The critic says, “Only a few can hope for suitcases, at the expense of the many, and enjoyment of them depends on shutting out awareness of the many. A critical inquiry at the University of Chicago connects the capitalist society that Holden lives in to the economic struggle represented by these suitcases. Holden is assigning a sign exchange value to these suitcases and oppressing his roommate through this. Sign exchange value is the idea that “a commodity's value lies in the social status it confers on its owner” (Tyson 59). This connects to Marxism because an important belief in this theory is, first, that people are in the class socially that they are in economically, and also because of the idea of sign exchange value. Despite that Holden didn’t succeed at this school at all, he thinks of himself as superior to his roommate for something so small as his suitcases. Holden associates himself with his suitcases that “came from Mark Cross, and they were genuine cowhide and all that crap, and I guess they cost quite a pretty penny” (page 13).

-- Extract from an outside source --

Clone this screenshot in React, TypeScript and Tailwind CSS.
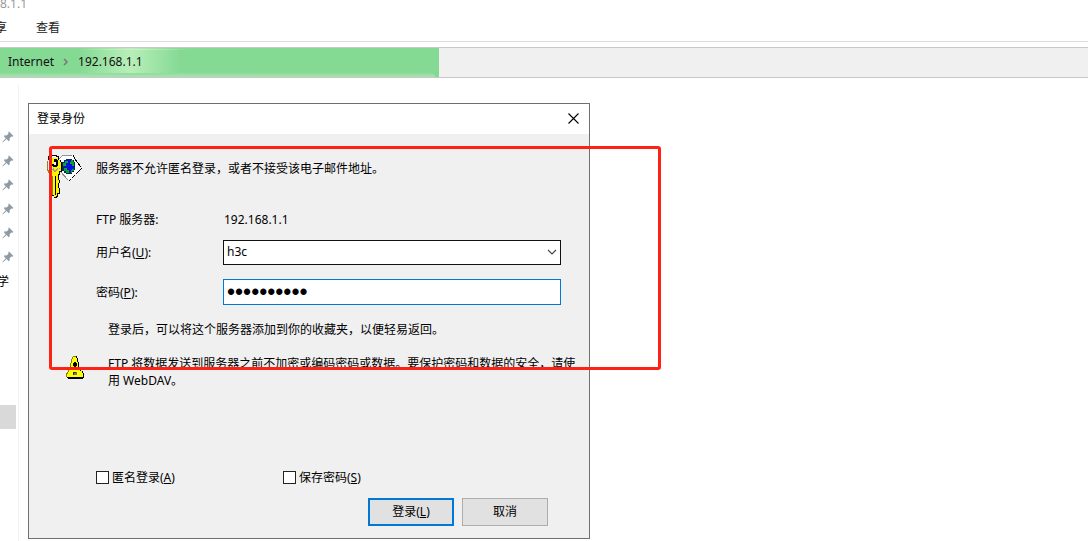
import { useState } from "react";

const pins = ["pin-1", "pin-2", "pin-3", "pin-4", "pin-5", "pin-6"];

function PinIcon() {
  return (
    <svg width="12" height="12" viewBox="0 0 12 12" fill="#8d9aa3" aria-hidden="true">
      <path d="M7 0.6 11.4 5 10.4 5.8 9.4 5.4 7.6 7.3 7.7 9.3 6.7 10.2 4.6 8.1 0.8 11.5 0.4 11.1 3.8 7.3 1.8 5.3 2.7 4.3 4.7 4.4 6.6 2.6 6.2 1.6Z" />
    </svg>
  );
}

function KeyIcon() {
  return (
    <svg width="36" height="48" viewBox="0 0 36 48" shapeRendering="crispEdges" aria-hidden="true">
      {/* tag behind the key */}
      <path d="M13 9 17 5H27L35 18 23 31 14 21Z" fill="#fff" />
      <path d="M13 9 17 5H26M14 21 22 30" fill="none" stroke="#909090" />
      <path d="M27 5 29 9 35 17V19L23 31" fill="none" stroke="#000" strokeDasharray="4 1" />
      {/* globe */}
      <path d="M20 9h6v1h2v2h1v8h-1v2h-2v2h-6v-1h-2v-2h-2v-9h2v-2h2z" fill="#062a5c" />
      <path d="M20 10h6v2h2v7h-2v3h-5v-2h-3v-8h2z" fill="#0a12dc" />
      <path d="M19 11h3v2h-2v3h-3v-3h2zM25 10h2v2h1v4h-2v-2h-2v-2h1zM18 18h3v2h2v3h-3v-2h-2zM26 19h2v2h-2v2h-1v-3h1z" fill="#0aa52c" />
      {/* ring */}
      <path d="M2.500 10V6.500H4V5.500H10V6.500H12V8" fill="none" stroke="#000" />
      <path d="M1.500 11v9h1v2h2" fill="none" stroke="#8a861c" />
      {/* key */}
      <path d="M4 8h9v2h2v2h1v10h-2v3h-1v5h1v3h-1v5h1v6h-2v3h-1v1H8v-2H6V26H5v-2H4z" fill="#000" />
      <path d="M4 8h8v2h2v2h1v9h-2v3h-1v6h1v3h-1v5h1v5h-2v3h-1v1H8v-2H6V26H5v-2H4z" fill="#fff200" />
      <path d="M5 18h1v1H5zM7 18h1v1H7zM11 18h1v1h-1zM13 18h1v1h-1zM6 19h2v1H6zM10 19h2v1h-2zM7 20h4v1H7zM8 21h2v1H8z" fill="#9c9c9c" />
      <path d="M9 26h1v19H9z" fill="#000" />
      <path d="M6 26h1v19H6zM4 22h1v2H4z" fill="#8a861c" />
      <path d="M8 9h3v1h1v6h-1v1H7v-1H6v-2h2z" fill="#000" />
      <path d="M8 12h2v3H8z" fill="#eee" />
    </svg>
  );
}

function WarningIcon() {
  return (
    <svg width="18" height="23" viewBox="0 0 18 23" shapeRendering="crispEdges" aria-hidden="true">
      <path d="M7 0h4v2h1v4h1v5h2v4h2v2h1v5h-1v1H2v-1H1v-5h1v-3h1v-3h2V6h1V2h1z" fill="#000" />
      <path d="M7 0h3v2h1v4h1v5h2v4h2v2h1v4H1v-4h1v-2h1v-4h2V6h1V2h1z" fill="#ff0" />
      <path d="M7 0h3v1H7zM6 1h1v2H6zM5 3h1v4H5zM4 7h1v4H4zM2 13h1v3H2zM1 16h1v2H1zM0 17h1v4H0z" fill="#858200" />
      <path d="M8 6h2v1h1v3h-1v2H8v-2H7V7h1z" fill="#000" />
      <path d="M7 16h4v3H7z" fill="#777" />
      <path d="M7 16h1v3H7zM8 16h2v1H8z" fill="#333" />
    </svg>
  );
}

function AddressBar() {
  return (
    <div className="mt-[5px] h-[31px] border-y border-[#c8c8c8] bg-[#f0f0f0]">
      <div className="relative h-full w-[439px] overflow-hidden bg-[#84d993]">
        <div className="absolute inset-y-0 left-[78px] w-[104px] bg-[linear-gradient(90deg,transparent,#b8efb9_50%,transparent)]" />
        <div className="absolute bottom-0 left-0 h-1 w-[435px] rounded-tr-lg bg-linear-to-t from-[#a9e3b1] to-[#8fdb9c]" />
        <div className="absolute top-px left-[78px] h-px w-[114px] bg-[linear-gradient(90deg,transparent,#c5f0c8_50%,transparent)]" />
        <nav className="relative flex items-center gap-2 pt-[5px] pl-2 text-[#111]">
          <a href="#internet">Internet</a>
          <svg width="8" height="8" viewBox="0 0 8 8" fill="none" stroke="#777" strokeWidth="1.5" aria-hidden="true">
            <path d="M2 1 5 4 2 7" />
          </svg>
          <a href="#server">192.168.1.1</a>
        </nav>
      </div>
    </div>
  );
}

function LoginDialog() {
  const [user, setUser] = useState("h3c");
  const [password, setPassword] = useState("abcdefghij");

  return (
    <form
      role="dialog"
      aria-labelledby="dialog-title"
      onSubmit={(e) => e.preventDefault()}
      className="absolute top-[103px] left-7 w-[562px] border border-[#6f6f6f] bg-[#f0f0f0]"
    >
      <header className="flex h-[30px] items-center justify-between bg-white pr-2.5 pb-0.5 pl-2">
        <h1 id="dialog-title">登录身份</h1>
        <button type="button" aria-label="关闭">
          <svg width="11" height="11" viewBox="0 0 11 11" stroke="#000" strokeWidth="1.1" aria-hidden="true">
            <path d="M0.500 0.500 10.500 10.500M10.500 0.500 0.500 10.500" />
          </svg>
        </button>
      </header>

      <div className="flex pt-4 pl-[17px]">
        <KeyIcon />
        <p className="pt-[10px] pl-[14px]">服务器不允许匿名登录，或者不接受该电子邮件地址。</p>
      </div>

      <div className="grid grid-cols-[127px_1fr] items-center pt-[13px] pr-7 pl-[67px]">
        <span>FTP 服务器:</span>
        <span className="pl-px">192.168.1.1</span>
      </div>

      <div className="grid grid-cols-[127px_1fr] items-center gap-y-[14px] pt-3 pr-7 pl-[67px]">
        <label htmlFor="user">用户名(<u>U</u>):</label>
        <div className="relative">
          <select
            id="user"
            value={user}
            onChange={(e) => setUser(e.target.value)}
            className="block h-[25px] w-full appearance-none border border-[#111] bg-white pb-0.5 pl-[3px] outline-none"
          >
            <option>h3c</option>
          </select>
          <svg className="pointer-events-none absolute top-[9px] right-1" width="10" height="7" viewBox="0 0 10 7" fill="none" stroke="#444" strokeWidth="1.1" aria-hidden="true">
            <path d="M1 1 5 5 9 1" />
          </svg>
        </div>

        <label htmlFor="password">密码(<u>P</u>):</label>
        <input
          id="password"
          type="password"
          value={password}
          onChange={(e) => setPassword(e.target.value)}
          className="h-[26px] w-full border border-[#0078d7] bg-white pl-[3px] font-['Liberation_Sans',sans-serif] text-[23px] outline-none"
        />
      </div>

      <p className="pt-4 pl-[79px]">登录后，可以将这个服务器添加到你的收藏夹，以便轻易返回。</p>

      <div className="flex pt-[17px] pr-2 pl-[37px]">
        <div className="w-[42px] shrink-0 pt-px">
          <WarningIcon />
        </div>
        <p>FTP 将数据发送到服务器之前不加密或编码密码或数据。要保护密码和数据的安全，请使用 WebDAV。</p>
      </div>

      <div className="mt-[80px] grid grid-cols-[187px_1fr] pl-[67px]">
        <label className="flex items-center gap-[3px]">
          <input type="checkbox" className="size-[13px] appearance-none border border-[#222] bg-white checked:bg-[#0078d7]" />
          <span>匿名登录(<u>A</u>)</span>
        </label>
        <label className="flex items-center gap-[3px]">
          <input type="checkbox" className="size-[13px] appearance-none border border-[#222] bg-white checked:bg-[#0078d7]" />
          <span>保存密码(<u>S</u>)</span>
        </label>
      </div>

      <div className="flex justify-end gap-2 pt-3 pr-[41px] pb-3">
        <button type="submit" className="h-7 w-[86px] border-2 border-[#0078d7] bg-[#e1e1e1] pb-0.5">登录(<u>L</u>)</button>
        <button type="button" className="h-7 w-[86px] border border-[#adadad] bg-[#e1e1e1] pb-0.5">取消</button>
      </div>
    </form>
  );
}

export default function App() {
  return (
    <div className="relative min-h-screen overflow-hidden bg-white font-['Noto_Sans','Noto_Sans_CJK_SC',sans-serif] text-xs leading-[17px] text-black">
      {/* explorer window */}
      <div className="h-[14px] leading-2 text-[#999]">8.1.1</div>
      <div className="flex h-7 items-center gap-[29px] border-b border-[#dadbdc] text-[#222]">
        <button type="button" className="flex w-[7px] justify-end overflow-hidden">享</button>
        <button type="button">查看</button>
      </div>
      <AddressBar />

      <aside className="mt-[7px] h-[456px] w-[19px] border-r border-[#f3f3f3] pt-10">
        <ul>
          {pins.map((p) => (
            <li key={p} className="flex h-6 items-center pl-0.5">
              <PinIcon />
            </li>
          ))}
          <li className="flex h-6 w-[9px] items-center justify-end overflow-hidden">学</li>
        </ul>
        <div className="mt-[112px] h-6 w-4 bg-[#d9d9d9]" />
      </aside>

      <LoginDialog />

      {/* highlight frame */}
      <div className="pointer-events-none absolute top-[146px] left-[49px] h-[224px] w-[612px] rounded-[3px] border-3 border-[#ff2114]" />
    </div>
  );
}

Holden even says, “ It isn't important, I know” but still goes on about how he “hate it when somebody has cheap suitcases,” (page 13). Holden reduces his roommate, Dick Slagle, to the suitcases he took to school. It’s telling that he remembers such a small commodity and associates an entire person with this. Holden brings up the quality of the suitcases of a roommate he hasn’t seen in years. Holden, a naive teenager, knows that he is separate from others, because he’s less cool or younger than they are, but he doesn’t see the ways he looks down on others for their economic class.

Holden and his family are in the upper class socioeconomically, meaning they are socially elite and economically wealthy. There is no social class separate from economic class. Marxism is the idea that “all war is class war” the conflicts in society all stem from the separation between people based on their wealth.